RoboTutorLLC / RoboTutor_2019

Main code for RoboTutor. Uploaded 11/20/2018 to XPRIZE from RoboTutorLLC/RoboTutor.
Other
7 stars 4 forks source link

Extend BubblePop to tap on audio responses #47

Open JackMostow opened 7 years ago

JackMostow commented 7 years ago

From @JackMostow on February 19, 2017 20:10

I.e. each bubble speaks its prompt while doing something visual to associate itself with the audio, e.g. expand, vibrate, and/or change saturation or intensity. Will enable multiple choice activities that map print to sound.

Copied from original issue: synaptek/RoboTutor#290

JackMostow commented 6 years ago

Use VSS.

octavpo commented 6 years ago

What's VSS?

JackMostow commented 6 years ago

Sorry for the TLA (). VSS = Visual Speech Synthesis -- which turned out not to work well enough to use. The only visual speech that's feasible to use is the talking-mouth video clips of syllables. But the more general solution, as in Derek's prototype, is simply to play the audio for each target when it appears. ( Three Letter Acronym ;-)

octavpo commented 6 years ago

From the description above it's still not very clear what the task is about. When are the bubbles supposed to speak their prompts? When they show up on the screen? Just once or keep repeating? Or when they're tapped? There is currently sound and visual feedback on tap, so is this just a way to customize that?

It would be good if somebody could include previous conversations/decisions on this topic here. Thanks.

JackMostow commented 6 years ago

Good questions. There's doubtless prior discussion somewhere but it's easier to summarize the upshot: Bubbles should speak their prompts once when they appear, and again when tapped. Their primary purpose is to allow tasks that map a stimulus to a spoken response -- i.e. provide a multiple choice version of an oral response, but more reliably assessable than speech recognition. Does it appear feasible to include in code drop 1?

octavpo commented 6 years ago

Seems doubtful. I still need to finish the other task, so it will be only a couple of days before the code freeze. And if I understand correctly this is a task Derek was estimating it would take him a couple of weeks to finish, and he already knows what needs to be done. And to top things off I need to show for jury duty tomorrow. :)
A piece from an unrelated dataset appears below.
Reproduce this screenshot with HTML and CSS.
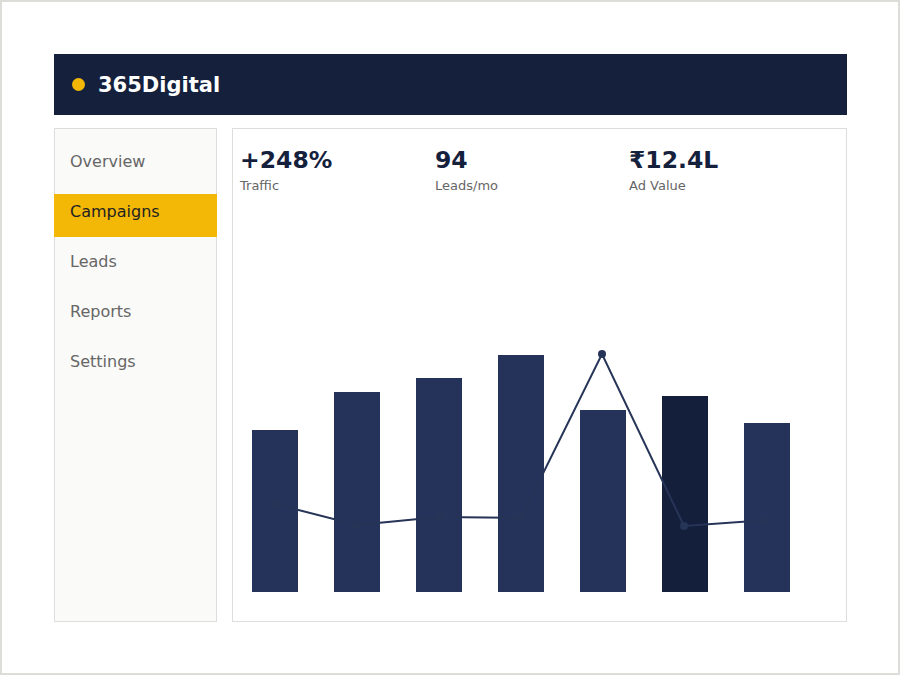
FILE: index.html
```html
<html>

<head>
  <meta name="viewport" content="width=device-width, initial-scale=1.0">
  <title>365Digital</title>
  <link rel="stylesheet" href="styles.css">
</head>

<body>
  <div id="frame">
    <div id="header">
      <span class="logo_dot"></span>
      <h1>365Digital</h1>
    </div>
    <div class="columns">
      <ul id="sidebar">
        <li>Overview</li>
        <li class="active">Campaigns</li>
        <li>Leads</li>
        <li>Reports</li>
        <li>Settings</li>
      </ul>
      <div id="panel">
        <div class="stats">
          <div>
            <div class="stat_value">+248%</div>
            <div class="stat_label">Traffic</div>
          </div>
          <div>
            <div class="stat_value">94</div>
            <div class="stat_label">Leads/mo</div>
          </div>
          <div>
            <div class="stat_value">&#8377;12.4L</div>
            <div class="stat_label">Ad Value</div>
          </div>
        </div>
        <div class="chart">
          <div class="bar" style="height: 162px"></div>
          <div class="bar" style="height: 200px"></div>
          <div class="bar" style="height: 214px"></div>
          <div class="bar" style="height: 237px"></div>
          <div class="bar" style="height: 182px"></div>
          <div class="bar current" style="height: 196px"></div>
          <div class="bar" style="height: 169px"></div>
          <!-- leads trend drawn over the bars -->
          <svg class="trend" width="538" height="252" viewBox="0 0 538 252">
            <polyline points="23,164 105,185 187,177 269,178 350,14 432,186 515,180" fill="none" stroke="#263457" stroke-width="2" />
            <circle cx="23" cy="164" r="4" fill="#263457" />
            <circle cx="105" cy="185" r="4" fill="#263457" />
            <circle cx="187" cy="177" r="4" fill="#263457" />
            <circle cx="269" cy="178" r="4" fill="#263457" />
            <circle cx="350" cy="14" r="4" fill="#263457" />
            <circle cx="432" cy="186" r="4" fill="#263457" />
            <circle cx="515" cy="180" r="4" fill="#263457" />
          </svg>
        </div>
      </div>
    </div>
  </div>
</body>

</html>
```

FILE: styles.css
```css
* {
  box-sizing: border-box;
}

body {
  margin: 0;
  padding: 0;
  background-color: white;
  font-family: "DejaVu Sans", sans-serif;
}

#frame {
  width: 900px;
  height: 675px;
  border: 2px solid #dcdcd8;
  padding: 52px 51px 0 52px;
}

#header {
  display: flex;
  align-items: center;
  height: 61px;
  padding-left: 18px;
  background-color: #15213c;
}

.logo_dot {
  width: 13px;
  height: 13px;
  border-radius: 50%;
  background-color: #f3b705;
  margin-right: 13px;
}

#header h1 {
  margin: 0;
  color: white;
  font-size: 21px;
  font-weight: bold;
}

.columns {
  display: flex;
  margin-top: 13px;
  gap: 15px;
}

#sidebar {
  list-style-type: none;
  margin: 0;
  padding: 15px 0 0 0;
  width: 163px;
  height: 494px;
  background-color: #fafaf8;
  border: 1px solid #dddddb;
}

#sidebar li {
  height: 43px;
  margin: 0 -1px 7px -1px;
  padding: 8px 16px 0 16px;
  font-size: 16px;
  line-height: 19px;
  color: #666666;
}

#sidebar li.active {
  background-color: #f3b705;
  color: #222222;
}

#panel {
  display: flex;
  flex-direction: column;
  width: 615px;
  height: 494px;
  border: 1px solid #dddddb;
  background-color: white;
  padding: 18px 0 29px 7px;
}

.stats {
  display: grid;
  grid-template-columns: 195px 194px 1fr;
}

.stat_value {
  font-size: 23.5px;
  font-weight: bold;
  line-height: 26px;
  color: #15213c;
}

.stat_label {
  font-size: 13px;
  line-height: 16px;
  color: #666666;
  margin-top: 5px;
}

.chart {
  position: relative;
  display: flex;
  align-items: flex-end;
  gap: 36px;
  width: 538px;
  height: 252px;
  margin-top: auto;
  margin-left: 12px;
}

.bar {
  width: 46px;
  background-color: #25335a;
}

.bar.current {
  background-color: #131f3b;
}

.trend {
  position: absolute;
  top: 0;
  left: 0;
}
```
octavpo commented 6 years ago

Still lots of details to figure out, a few more questions that come to my mind, maybe you guys have already figured them out:

Tapping on a correct bubble pops it. For an audio target, play the audio first, then pop the bubble with its usual sound effect and animation.

Tapping on an incorrect bubble spotlights the tapped bubble and gives corrective feedback. For a wrong audio target, first play the sound effect for wrong answers: {"type": "AUDIO", "command": "PLAY", "soundsource": "wrong.mp3", "soundpackage":"tutor_effect", "volume": 0.05, "mode":"event", "features": ""},

Then play the audio, e.g. "This is DOG."

Then spotlight the visual stimulus (if any) and repeat the stimulus prompt, e.g. "Tap on the word that starts like CAP."

However, this is an unfortunate example because the expression activity relies on Java code to parse the expression, e.g. "2+2" into the three variables. WRITE's use of the data source is a much better example because it simply lets the data source set them.

JackMostow commented 6 years ago

Octav - If audio targets work, please (if you haven't already done so):

  1. Incorporate them into RoboTutor.

  2. You and I agreed that data sources should specify "show" and/or "say" for targets just as they do for stimuli. Did you implement them that way? If so, where is the necessary syntax documented?

  3. Ask Judith who should audio-enable the responses by modifying the phonemic activity data source generator and regenerating them or modifying them directly, e.g.
    RoboTutor/app/src/main/assets/tutors/bubble_pop/assets/data/sw/bpop.wrd_beg.wrd.ha.show.1.json.

  4. Point us to a working .apk demo.

Thanks. - Jack

octavpo commented 6 years ago

This should be finally ready now. The changes are on branch audio_targets. Data sources indicate show and say for audio targets by adding properties "target_show" and "target_say" to the data source files, similar to "question_show" and "question_say".

JackMostow commented 6 years ago

Are the properties what to say and show, or whether to do it?

octavpo commented 6 years ago

These properties decide whether to say or to show the targets, same as for the stimuli. What to say is decided the same as when a bubble is tapped.

octavpo commented 6 years ago

Please explain what the hesitation part is. "Implemented hesitation" is far from self-explanatory.

I thought it's better to keep discussions here. The hesitation is what we discussed at some point, that the prompts are repeated periodically if kids don't choose an answer. The period now is set to 6s, just because that's how it was set in some other tutor that was implementing it. It can be easily changed of course.

JackMostow commented 6 years ago

@judithodili - The audio targets capability enables bpop activities to map a visual and/or spoken stimulus to a spoken target (optionally with a text label as well). This gives us a multiple choice alternative to oral responses for assessment.